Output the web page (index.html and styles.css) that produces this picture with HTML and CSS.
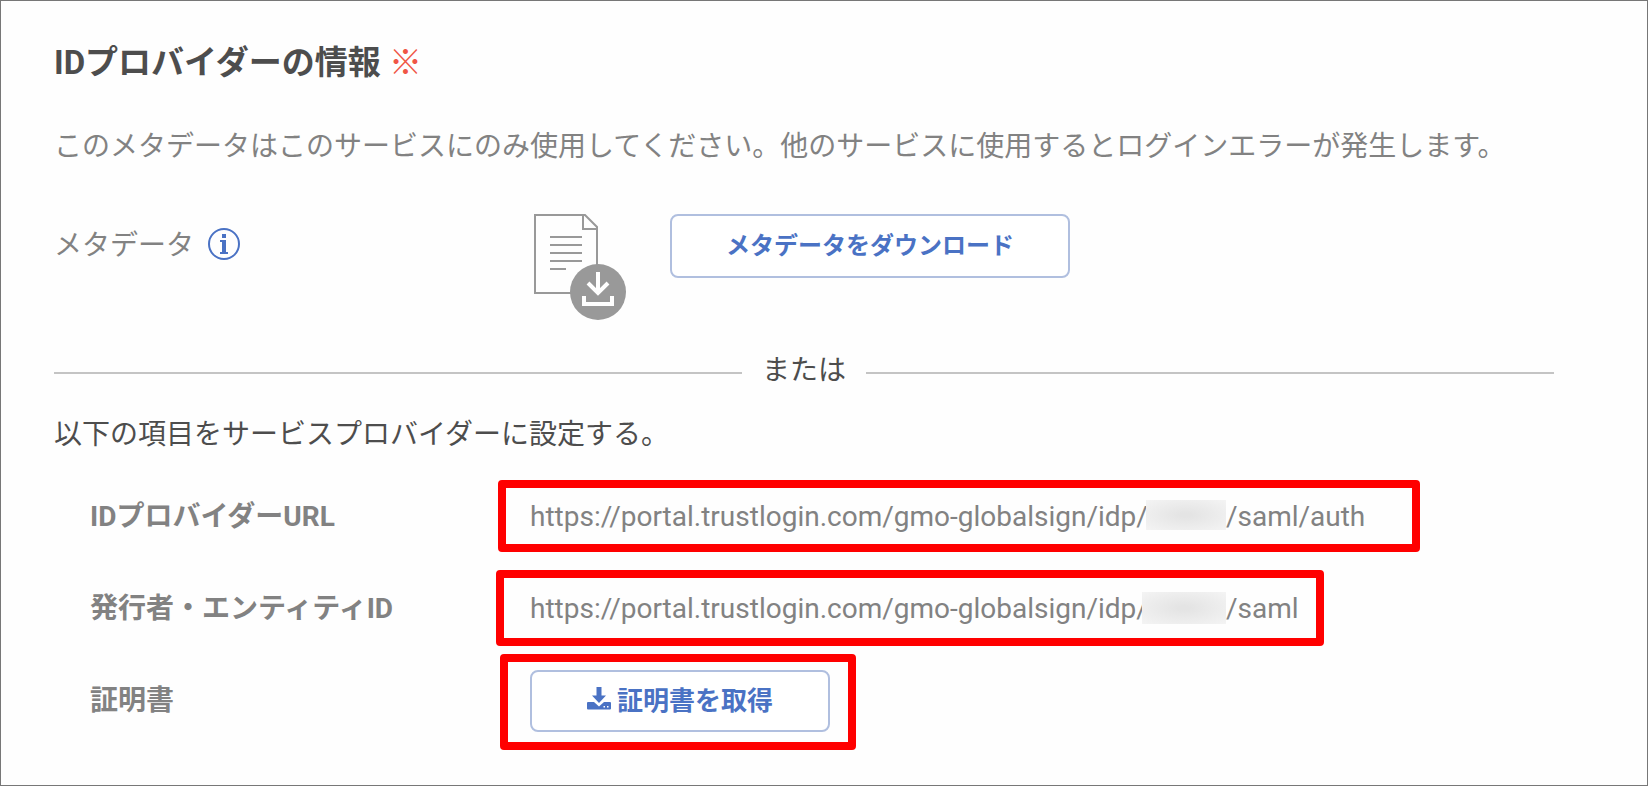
FILE: index.html
```html
<!DOCTYPE html>
<html lang="ja">
<head>
  <meta charset="UTF-8" />
  <meta name="viewport" content="width=device-width, initial-scale=1.0" />
  <title>IDプロバイダーの情報</title>
  <link rel="stylesheet" href="styles.css">
</head>
<body>
  <main class="panel">
    <h1 class="title">IDプロバイダーの情報 <span class="required">※</span></h1>
    <p class="note">このメタデータはこのサービスにのみ使用してください。他のサービスに使用するとログインエラーが発生します。</p>

    <div class="metadata">
      <div class="metadata-label">
        <span>メタデータ</span>
        <svg class="info" viewBox="0 0 32 32" aria-hidden="true">
          <circle cx="16" cy="16" r="15" fill="none" stroke="#4a72c4" stroke-width="2" />
          <path d="M14 6h4v4h-4zM12 12h6v12h2v2h-8v-2h2V14h-2z" fill="#4a72c4" />
        </svg>
      </div>
      <svg class="doc" viewBox="0 0 92 106" aria-hidden="true">
        <path d="M1 1H51L63 13V79H1zM49 1V15H63" fill="none" stroke="#999" stroke-width="2" />
        <path d="M16 23H48M16 31H48M16 39H48M16 47H48M16 55H32" stroke="#999" stroke-width="2" />
        <circle cx="64" cy="78" r="28" fill="#999" />
        <path d="M64 58V79M54 69L64 79L74 69" fill="none" stroke="#fff" stroke-width="4" />
        <path d="M50 82V90H78V82" fill="none" stroke="#fff" stroke-width="4" />
      </svg>
      <button type="button" class="btn btn-metadata">メタデータをダウンロード</button>
    </div>

    <div class="divider">または</div>

    <p class="lead">以下の項目をサービスプロバイダーに設定する。</p>

    <dl class="settings">
      <div class="row">
        <dt>IDプロバイダーURL</dt>
        <dd class="mark mark-url">https://portal.trustlogin.com/gmo-globalsign/idp/<span class="mask"></span>/saml/auth</dd>
      </div>
      <div class="row">
        <dt>発行者・エンティティID</dt>
        <dd class="mark mark-entity">https://portal.trustlogin.com/gmo-globalsign/idp/<span class="mask mask-wide"></span>/saml</dd>
      </div>
      <div class="row">
        <dt>証明書</dt>
        <dd class="mark mark-cert">
          <button type="button" class="btn btn-cert">
            <svg class="download" viewBox="0 0 24 24" aria-hidden="true">
              <path d="M1 16h6l5 4.500 5-4.500h6q1 0 1 1v5.500q0 1-1 1H1q-1 0-1-1V17q0-1 1-1z" fill="#4a72c4" />
              <path d="M9.500 1h5v8.500h4.500L12 17 5 9.500h4.500z" fill="#4a72c4" />
              <path d="M16.500 20h1.500v1.500h-1.500zM20 20h1.500v1.500H20z" fill="#fff" />
            </svg>
            証明書を取得
          </button>
        </dd>
      </div>
    </dl>
  </main>
</body>
</html>
```
FILE: styles.css
```css
* {
  box-sizing: border-box;
}
body {
  margin: 0;
  font-family: Roboto, "Noto Sans CJK JP", sans-serif;
  font-size: 28px;
  line-height: 40px;
  color: #828282;
  background-color: #fefefe;
}
.panel {
  min-height: 100vh;
  padding: 38px 93px 34px 53px;
  border: 1px solid #777;
}
.title {
  margin: 0;
  font-size: 33px;
  line-height: 48px;
  color: #4d4d4d;
}
.required {
  font-weight: normal;
  color: #f05545;
}
.note {
  margin: 40px 0 47px;
}
.metadata {
  display: grid;
  grid-template-columns: 480px 92px 400px;
  align-items: start;
}
.metadata-label {
  display: flex;
  align-items: flex-start;
  gap: 14px;
  padding-top: 12px;
}
.info {
  width: 32px;
  height: 32px;
  margin-top: 2px;
}
.doc {
  width: 92px;
  height: 106px;
}
.btn {
  display: flex;
  align-items: center;
  justify-content: center;
  gap: 6px;
  padding: 0 0 6px;
  font-family: inherit;
  font-weight: bold;
  color: #4a72c4;
  background-color: #fff;
  border: 2px solid #b0bfdf;
  border-radius: 8px;
  cursor: pointer;
}
.btn-metadata {
  width: 400px;
  height: 64px;
  margin-left: 44px;
  font-size: 24px;
}
.btn-cert {
  width: 300px;
  height: 62px;
  font-size: 26px;
}
.download {
  width: 24px;
  height: 24px;
}
.divider {
  display: flex;
  align-items: center;
  gap: 20px;
  margin-top: 31px;
  color: #4d4d4d;
}
.divider::before,
.divider::after {
  content: "";
  flex: 1;
  height: 2px;
  margin-top: 4px;
  background-color: #c4c4c4;
}
.lead {
  margin: 24px 0 16px;
  color: #4d4d4d;
}
.settings {
  margin: 0;
  padding-left: 36px;
}
.row {
  display: grid;
  grid-template-columns: 440px auto;
  justify-content: start;
  align-items: center;
  height: 92px;
}
.row dt {
  font-weight: bold;
}
.row dd {
  margin: 0;
}
/* red frame drawn around a value */
.mark {
  position: relative;
}
.mark::after {
  content: "";
  position: absolute;
  border: 8px solid #f00;
  border-radius: 4px;
  pointer-events: none;
}
.mark-url::after {
  inset: -17px -55px -15px -32px;
}
.mark-entity::after {
  inset: -19px -25px -17px -34px;
}
.mark-cert::after {
  inset: -16px -26px -18px -30px;
}
/* blurred-out tenant id */
.mask {
  display: inline-block;
  width: 80px;
  height: 30px;
  margin-left: -2px;
  vertical-align: -4px;
  background: radial-gradient(ellipse, #e4e4e4 10%, #f4f4f4 100%);
}
.mask-wide {
  width: 84px;
  height: 32px;
  margin-left: -6px;
  vertical-align: -6px;
}
```
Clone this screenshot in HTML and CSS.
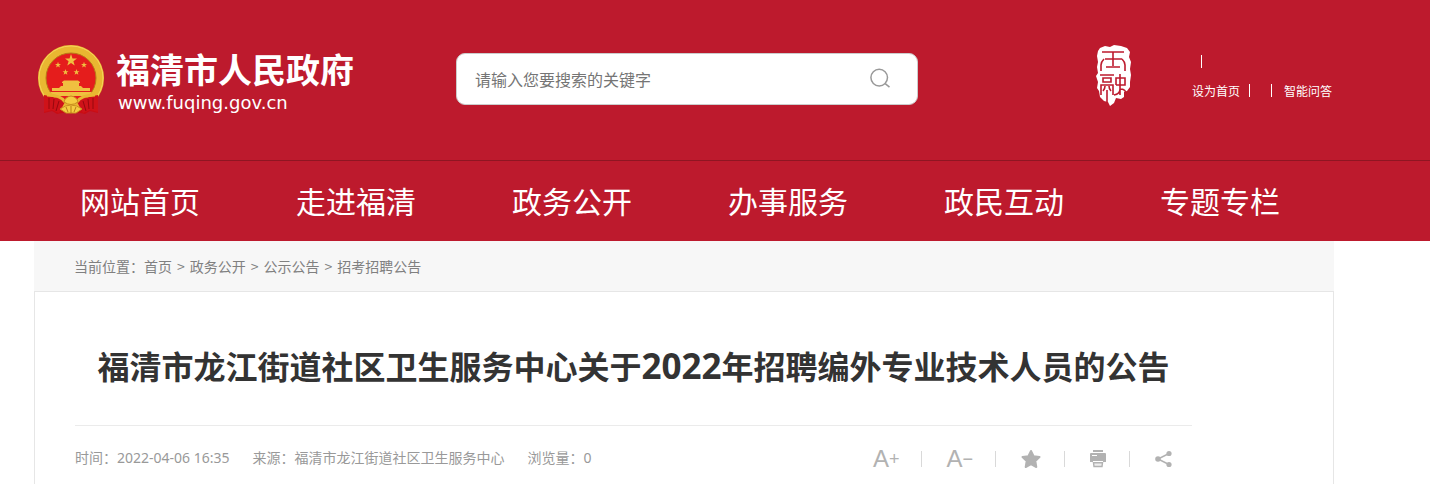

-- -- --

What needs to be done: Work out how many lines in the records above contain the word "this", and reply with that number alone.

Result below: 2